Climate Change

Timing is Everything

March 25, 2009

Climate change may have arrived in your own yard, and scientists across the nation would like to hear about it.

Several projects are joining forces as part of the abstruse-sounding National Phenology Network (NPN), and the researchers and educators in the network hope to harness the power of hundreds or thousands of citizen scientists across the nation all keeping notes on critical changes in the natural world: When do fruit trees blossom? How about those poppies and lupine in the park where you hike? And when do the ducks and geese arrive and leave?

All those questions are at the heart of phenology, the study of recurring plant and animal life cycle events, or phenophases, such as leafing and flowering, maturation of agricultural plants, emergence of insects, and migration of birds.

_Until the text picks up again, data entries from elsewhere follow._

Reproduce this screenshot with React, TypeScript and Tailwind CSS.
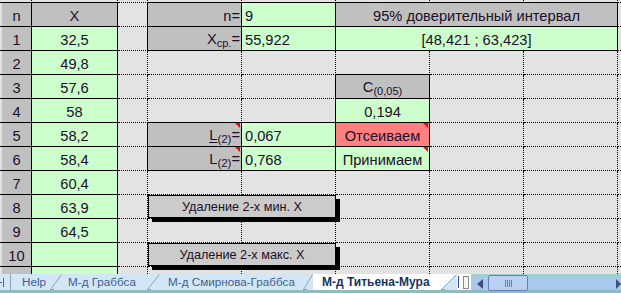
import React from "react";

const GRAY = "bg-[#e3e3e3]";
const HEAD = "bg-[#c0c0c0]";
const GREEN = "bg-[#ccffcc]";
const RED = "bg-[#ff8080]";

type Align = "left" | "center" | "right";
type CellDef = {
  span?: number;
  bg?: string;
  content?: React.ReactNode;
  align?: Align;
  flag?: boolean;
};

function isBoxed(r: number, c: number): boolean {
  if (c === 1 || c === 2) return r >= 1 && r <= 12;
  if ((c === 4 || c === 5) && (r === 1 || r === 2 || r === 6 || r === 7)) return true;
  if (c >= 6 && c <= 8 && (r === 1 || r === 2)) return true;
  if (c === 6 && r >= 4 && r <= 7) return true;
  return false;
}

const Sub = ({ children, size = "text-[11px]" }: { children: React.ReactNode; size?: string }) => (
  <span className={`${size} leading-none align-[-3px]`}>{children}</span>
);

const defs: Record<string, CellDef> = {};
const set = (r: number, c: number, d: CellDef) => {
  defs[`${r}-${c}`] = d;
};

// column A/B
const nums = ["n", "1", "2", "3", "4", "5", "6", "7", "8", "9", "10", ""];
const xs = ["X", "32,5", "49,8", "57,6", "58", "58,2", "58,4", "60,4", "63,9", "64,5", "", ""];
for (let i = 0; i < 12; i++) {
  set(i + 1, 1, { bg: HEAD, content: nums[i], align: "center" });
  set(i + 1, 2, { bg: i === 0 ? HEAD : GREEN, content: xs[i], align: "center" });
}
set(1, 4, { bg: HEAD, content: "n=", align: "right" });
set(1, 5, { bg: GREEN, content: "9", align: "left" });
set(1, 6, { span: 3, bg: HEAD, content: "95% доверительный интервал", align: "center" });
set(2, 4, {
  bg: HEAD,
  align: "right",
  content: (
    <>
      X<Sub>ср.</Sub>=
    </>
  ),
});
set(2, 5, { bg: GREEN, content: "55,922", align: "left" });
set(2, 6, { span: 3, bg: GREEN, content: "[48,421 ; 63,423]", align: "center" });
set(4, 6, {
  bg: HEAD,
  align: "center",
  content: (
    <>
      C<Sub>(0,05)</Sub>
    </>
  ),
});
set(5, 6, { bg: GREEN, content: "0,194", align: "center" });
set(6, 4, {
  bg: HEAD,
  align: "right",
  flag: true,
  content: (
    <>
      <span className="underline underline-offset-[2px]">L</span>
      <Sub size="text-[11.5px]">(2)</Sub>=
    </>
  ),
});
set(6, 5, { bg: GREEN, content: "0,067", align: "left" });
set(6, 6, { bg: RED, content: "Отсеиваем", align: "center", flag: true });
set(7, 4, {
  bg: HEAD,
  align: "right",
  flag: true,
  content: (
    <>
      L<Sub size="text-[11.5px]">(2)</Sub>=
    </>
  ),
});
set(7, 5, { bg: GREEN, content: "0,768", align: "left" });
set(7, 6, { bg: GREEN, content: "Принимаем", align: "center", flag: true });

const NROWS = 13;
const NCOLS = 10;

function Grid() {
  const cells: React.ReactNode[] = [];
  for (let r = 0; r < NROWS; r++) {
    let c = 0;
    while (c < NCOLS) {
      const d = defs[`${r}-${c}`] || {};
      const span = d.span || 1;
      const self = isBoxed(r, c);
      const lastCol = c + span - 1;
      // right border
      let right = "";
      if (lastCol < NCOLS - 1) {
        right = self || isBoxed(r, lastCol + 1) ? "border-r border-solid" : "border-r border-dotted";
      }
      let bottom = "";
      if (r < NROWS - 1) {
        let below = false;
        for (let k = c; k <= lastCol; k++) if (isBoxed(r + 1, k)) below = true;
        bottom = self || below ? "border-b-solid" : "border-b-dotted";
      }
      const bcls = [
        right,
        bottom ? "border-b" : "",
        bottom === "border-b-solid" ? "[border-bottom-style:solid]" : "",
        bottom === "border-b-dotted" ? "[border-bottom-style:dotted]" : "",
      ].join(" ");
      const alignCls =
        d.align === "center" ? "justify-center" : d.align === "right" ? "justify-end pr-[1px]" : "justify-start pl-[3px]";
      cells.push(
        <div
          key={`${r}-${c}`}
          className={`relative flex items-end pb-[1px] whitespace-nowrap overflow-visible border-black ${bcls} ${alignCls} ${d.bg || GRAY}`}
          style={span > 1 ? { gridColumn: `span ${span} / span ${span}` } : undefined}
        >
          {d.content !== undefined && d.content !== "" && <span className="leading-[17px]">{d.content}</span>}
          {d.flag && (
            <svg className="absolute top-0 right-[1px]" width="5" height="5" viewBox="0 0 5 5">
              <polygon points="0,0 5,0 5,5" fill="#ff0000" />
            </svg>
          )}
        </div>
      );
      c += span;
    }
  }
  return (
    <div className="relative">
      <div className="grid grid-cols-[2px_30px_86px_30px_94px_94px_94px_94px_94px_3px] grid-rows-[3px_repeat(11,24px)_7px] text-[14.67px] text-[#1c0f2a]">
        {cells}
      </div>
      <SheetButton top="top-[195px]" label="Удаление 2-х мин. X" />
      <SheetButton top="top-[243px]" label="Удаление 2-х макс. X" />
    </div>
  );
}

function SheetButton({ top, label }: { top: string; label: string }) {
  return (
    <div
      className={`absolute left-[148px] ${top} w-[188px] h-[23px] bg-[#cbcbcb] border border-black shadow-[4px_4px_0_#000] flex items-center justify-center text-[12.7px] text-[#1c0f2a] leading-none pt-[1px]`}
    >
      {label}
    </div>
  );
}

function Slant({ active = false, w = 12 }: { active?: boolean; w?: number }) {
  return (
    <svg width={w} height="16" viewBox={`0 0 ${w} 16`} className="shrink-0 block">
      {active && <polygon points={`0,0 ${w},0 0,16`} fill="#ffffff" />}
      <line x1="0.5" y1="15.5" x2={w - 0.5} y2="0.5" stroke="#8ea3bd" strokeWidth="1" />
      <line x1="0" y1="15.5" x2="4" y2="15.5" stroke="#8ea3bd" strokeWidth="1" />
    </svg>
  );
}

function TabBar() {
  return (
    <div className="flex flex-col h-[19px] bg-[#d3e6f6]">
      <div className="flex h-[16px] items-stretch font-['Liberation_Sans'] text-[11.7px] leading-[16px]">
        <div className="w-[11px] shrink-0 border-r border-[#8ea3bd] relative">
          <svg width="10" height="16" viewBox="0 0 10 16" className="block">
            <line x1="0" y1="8.5" x2="2" y2="8.5" stroke="#4a6590" />
            <line x1="3.5" y1="4" x2="3.5" y2="13" stroke="#4a6590" />
          </svg>
        </div>
        <div className="w-[39px] shrink-0 pl-[11px] text-[#3f5f8f]">Help</div>
        <Slant />
        <div className="w-[85px] shrink-0 pl-[6px] text-[#3f5f8f] whitespace-nowrap">М-д Граббса</div>
        <Slant w={13} />
        <div className="w-[143px] shrink-0 pl-[8px] text-[#3f5f8f] whitespace-nowrap">М-д Смирнова-Граббса</div>
        <Slant w={10} />
        <div className="w-[128px] shrink-0 pl-[9px] bg-white text-[#16335e] font-bold text-[12px] whitespace-nowrap">
          М-д Титьена-Мура
        </div>
        <Slant active w={16} />
        <div className="w-[14px] shrink-0 bg-white flex items-center gap-[4px] pl-[1px]">
          <div className="w-[1px] h-[12px] bg-[#2d4a8a]" />
          <div className="w-[6px] h-[13px] border border-[#8a8a8a] bg-[#f4f4f4]" />
        </div>
        <Scrollbar />
      </div>
      <div className="h-[3px] bg-[#8fbcbf]" />
    </div>
  );
}

function Scrollbar() {
  return (
    <div className="flex-1 relative bg-[#9fd0cf] flex items-stretch pt-[3px]">
      <div className="flex-1 flex bg-[#a8c8ee] items-center">
        <div className="w-[17px] shrink-0 flex items-center justify-center">
          <svg width="6" height="10" viewBox="0 0 6 10">
            <polygon points="6,0 6,10 0,5" fill="#3e4f7e" />
          </svg>
        </div>
        <div className="w-[40px] h-[16px] -mt-[1px] shrink-0 rounded-[2px] border border-[#6a7fb6] bg-[#b9d1f3] flex items-center justify-center gap-[1px]">
          <div className="w-[1px] h-[7px] bg-[#6d7b9c]" />
          <div className="w-[1px] h-[7px] bg-[#6d7b9c]" />
          <div className="w-[1px] h-[7px] bg-[#6d7b9c]" />
          <div className="w-[1px] h-[7px] bg-[#6d7b9c]" />
        </div>
        <div className="flex-1" />
        <div className="w-[7px] shrink-0 flex items-center justify-end">
          <svg width="5" height="10" viewBox="0 0 5 10">
            <polygon points="0,0 5,5 0,10" fill="#3e4f7e" />
          </svg>
        </div>
      </div>
    </div>
  );
}

export default function App() {
  return (
    <div className="w-[621px] h-[293px] overflow-hidden bg-[#e3e3e3] font-['Liberation_Sans',Arial,sans-serif]">
      <Grid />
      <TabBar />
    </div>
  );
}
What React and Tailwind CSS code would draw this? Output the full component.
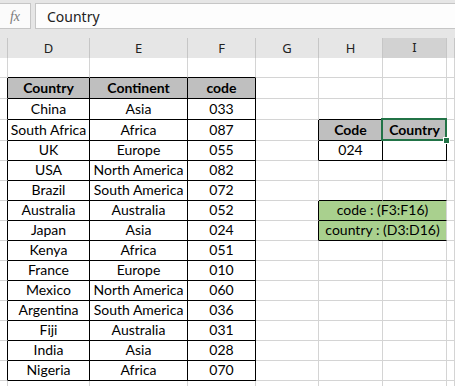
const data = [
  ["China", "Asia", "033"],
  ["South Africa", "Africa", "087"],
  ["UK", "Europe", "055"],
  ["USA", "North America", "082"],
  ["Brazil", "South America", "072"],
  ["Australia", "Australia", "052"],
  ["Japan", "Asia", "024"],
  ["Kenya", "Africa", "051"],
  ["France", "Europe", "010"],
  ["Mexico", "North America", "060"],
  ["Argentina", "South America", "036"],
  ["Fiji", "Australia", "031"],
  ["India", "Asia", "028"],
  ["Nigeria", "Africa", "070"],
];

const letters = ["", "D", "E", "F", "G", "H", "I", ""];

// which side of a cell is a black table border
function rightBlack(r, c) {
  if (r >= 2 && r <= 16 && c <= 3) return true;
  if (r >= 4 && r <= 5 && c >= 4 && c <= 6) return true;
  if (r >= 8 && r <= 9 && (c === 4 || c === 6)) return true;
  return false;
}

function bottomBlack(r, c) {
  if (r >= 1 && r <= 16 && c >= 1 && c <= 3) return true;
  if (r >= 3 && r <= 5 && c >= 5 && c <= 6) return true;
  if (r >= 7 && r <= 9 && c >= 5 && c <= 6) return true;
  return false;
}

function Cell({ r, c, span, children, bold, bg, selected }) {
  return (
    <div
      className={
        "relative flex items-end justify-center pb-[1px] whitespace-nowrap border-r border-b " +
        (rightBlack(r, c) ? "border-r-black " : "border-r-[#d4d4d4] ") +
        (bottomBlack(r, c) ? "border-b-black " : "border-b-[#d4d4d4] ") +
        (bold ? "font-bold " : "") +
        (span ? "col-span-2 " : "") +
        (bg || "bg-white")
      }
    >
      {children}
      {selected && (
        <>
          <div className="absolute z-10 -left-[2px] -top-[2px] -right-[1px] -bottom-[1px] border-2 border-[#217346]" />
          <div className="absolute z-20 -right-[4px] -bottom-[4px] w-[7px] h-[7px] bg-[#217346] border border-white" />
        </>
      )}
    </div>
  );
}

function cellsFor(r) {
  const out = [];
  for (let c = 0; c < 8; c++) {
    let text = null;
    let bold = false;
    let bg = null;
    let selected = false;
    let span = false;

    if (r === 2 && c >= 1 && c <= 3) {
      text = ["Country", "Continent", "code"][c - 1];
      bold = true;
      bg = "bg-[#bfbfbf]";
    } else if (r >= 3 && r <= 16 && c >= 1 && c <= 3) {
      text = data[r - 3][c - 1];
    } else if (r === 4 && c === 5) {
      text = "Code";
      bold = true;
      bg = "bg-[#bfbfbf]";
    } else if (r === 4 && c === 6) {
      text = "Country";
      bold = true;
      bg = "bg-[#bfbfbf]";
      selected = true;
    } else if (r === 5 && c === 5) {
      text = "024";
    } else if ((r === 8 || r === 9) && c === 5) {
      text = r === 8 ? "code : (F3:F16)" : "country : (D3:D16)";
      bg = "bg-[#a9d08e]";
      span = true;
    } else if ((r === 8 || r === 9) && c === 6) {
      continue;
    }

    out.push(
      <Cell key={r + "-" + c} r={r} c={c} span={span} bold={bold} bg={bg} selected={selected}>
        {text}
      </Cell>
    );
  }
  return out;
}

export default function App() {
  const rows = [];
  for (let r = 1; r <= 17; r++) rows.push(...cellsFor(r));

  return (
    <div className="w-[455px] h-[386px] overflow-hidden bg-white">
      {/* formula bar */}
      <div className="h-[38px] bg-[#e6e6e6] flex items-start pt-[3px] gap-[4px]">
        <div className="w-[31px] h-[26px] shrink-0 bg-[#fbfbfb] border border-l-0 border-[#c6c6c6] flex items-center justify-center">
          <span className="italic text-[14px] text-[#7a7a7a] font-['Liberation_Serif',serif]">fx</span>
        </div>
        <div className="flex-1 h-[26px] bg-[#fdfdfd] border border-r-0 border-[#c6c6c6] flex items-center pl-[11px] text-[14px] text-[#222] font-['Noto_Sans',sans-serif]">
          Country
        </div>
      </div>

      {/* column headers */}
      <div className="grid grid-cols-[8px_82px_98px_68px_63px_64px_64px_8px] h-[20px] bg-[#e6e6e6] text-[13px] text-[#222] font-['Noto_Sans',sans-serif]">
        {letters.map((l, i) => (
          <div
            key={i}
            className={
              "flex items-center justify-center border-r border-[#c6c6c6] " +
              (i === 6 ? "bg-[#d2d2d2] border-b-2 border-b-[#217346]" : "border-b border-b-[#d4d4d4]")
            }
          >
            {l}
          </div>
        ))}
      </div>

      {/* sheet */}
      <div className="grid grid-cols-[8px_82px_98px_68px_63px_64px_64px_8px] grid-rows-[20px_21px_21px_21px_20px_20px_20px_20px_20px_20px_20px_20px_20px_20px_20px_20px_20px] text-[14px] leading-[18px] text-black font-['Lato',sans-serif]">
        {rows}
      </div>
    </div>
  );
}
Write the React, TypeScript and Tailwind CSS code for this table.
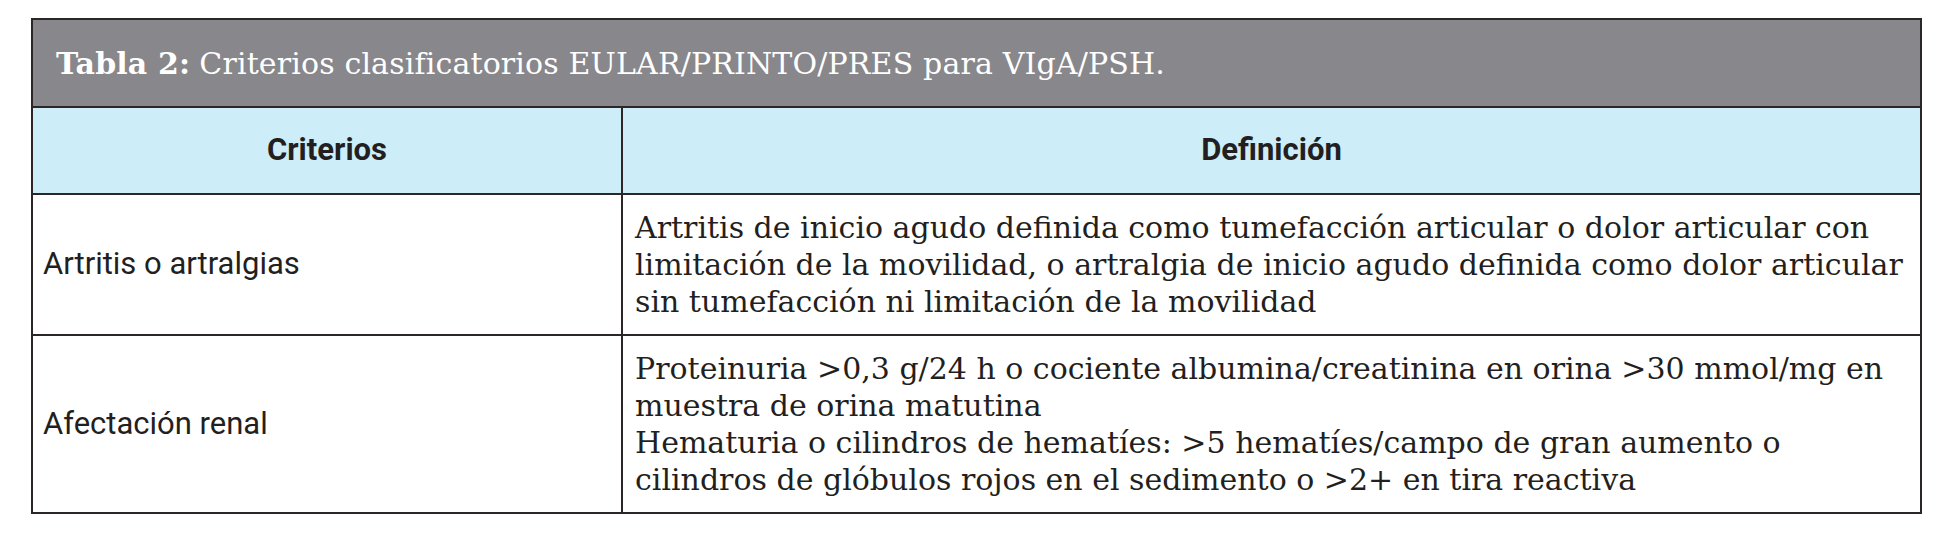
const serif = "font-['DejaVu_Serif',serif]";

export default function App() {
  return (
    <div className="min-h-[543px] w-[1959px] bg-white pt-[18px] pl-[31px]">
      <div className="w-[1891px] border-2 border-[#2b2727] text-[#231f20]">
        <div className={`flex h-[88px] items-center border-b-2 border-[#2b2727] bg-[#88878c] px-[23px] text-[30px] tracking-[0.15px] text-white ${serif}`}>
          <span className="font-bold">Tabla 2:</span>
          <span className="ml-[9px]">Criterios clasificatorios EULAR/PRINTO/PRES para VIgA/PSH.</span>
        </div>
        <div className="grid grid-cols-[590px_1fr] font-['Roboto',sans-serif]">
          <div className="flex h-[87px] items-center justify-center border-r-2 border-b-2 border-[#2b2727] bg-[#cdedf9] text-[31px] font-bold">
            Criterios
          </div>
          <div className="flex h-[87px] items-center justify-center border-b-2 border-[#2b2727] bg-[#cdedf9] text-[31px] font-bold">
            Definición
          </div>

          <div className="flex items-center border-r-2 border-b-2 border-[#2b2727] px-[10px] text-[31px]">
            Artritis o artralgias
          </div>
          <div className={`border-b-2 border-[#2b2727] py-[14px] pr-[4px] pl-[12px] text-[30px] leading-[37px] whitespace-nowrap ${serif}`}>
            Artritis de inicio agudo definida como tumefacción articular o dolor articular con
            <br />
            limitación de la movilidad, o artralgia de inicio agudo definida como dolor articular
            <br />
            sin tumefacción ni limitación de la movilidad
          </div>

          <div className="flex items-center border-r-2 border-[#2b2727] px-[10px] text-[31px]">
            Afectación renal
          </div>
          <div className={`py-[14px] pr-[4px] pl-[12px] text-[30px] leading-[37px] whitespace-nowrap ${serif}`}>
            <p>
              Proteinuria &gt;0,3 g/24 h o cociente albumina/creatinina en orina &gt;30 mmol/mg en
              <br />
              muestra de orina matutina
            </p>
            <p>
              Hematuria o cilindros de hematíes: &gt;5 hematíes/campo de gran aumento o
              <br />
              cilindros de glóbulos rojos en el sedimento o &gt;2+ en tira reactiva
            </p>
          </div>
        </div>
      </div>
    </div>
  );
}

With climatic changes occurring worldwide, spring events are occurring earlier and fall events are happening later than they ever have. Plants and animals are forced to acclimate to their changing environments, and humans are noticing that allergy season arrived early as well this year.

The NPN is working with other groups, including San Francisco’s Great Sunflower Project (http://www.greatsunflower.org/), to gather government agencies, nonprofit groups, educators, and students of all ages to monitor the impacts of climate change on plants and animals in the United States.

Since anyone can participate, studies vary widely in their sophistication. San Francisco State biology professor Gretchen LeBuhn  made news last year when she launched the Great Sunflower Project, an effort to recruit people from all over the country to plant the same sunflower species and then monitor insects that visit the flowers. Other projects are as informal as Boys and Girls Clubs building and monitoring their own gardens in California, or even gardeners making observations on single plants in their backyards in Maryland.

To become an observer for NPN, sign up on their website, select your observation site and your plants and register them online, learn the phenophases for your plants, and begin making observations, which you can report for all to see.

The website and your own garden (or any spot you choose to observe) will give you everything you need to join in. The website provides observation guidelines, frequently asked questions, a selection of plants you may wish to observe, and an e-mail list you can join to facilitate communication among scientists, managers, and other people interested in the phenology of plants, animals, and landscapes.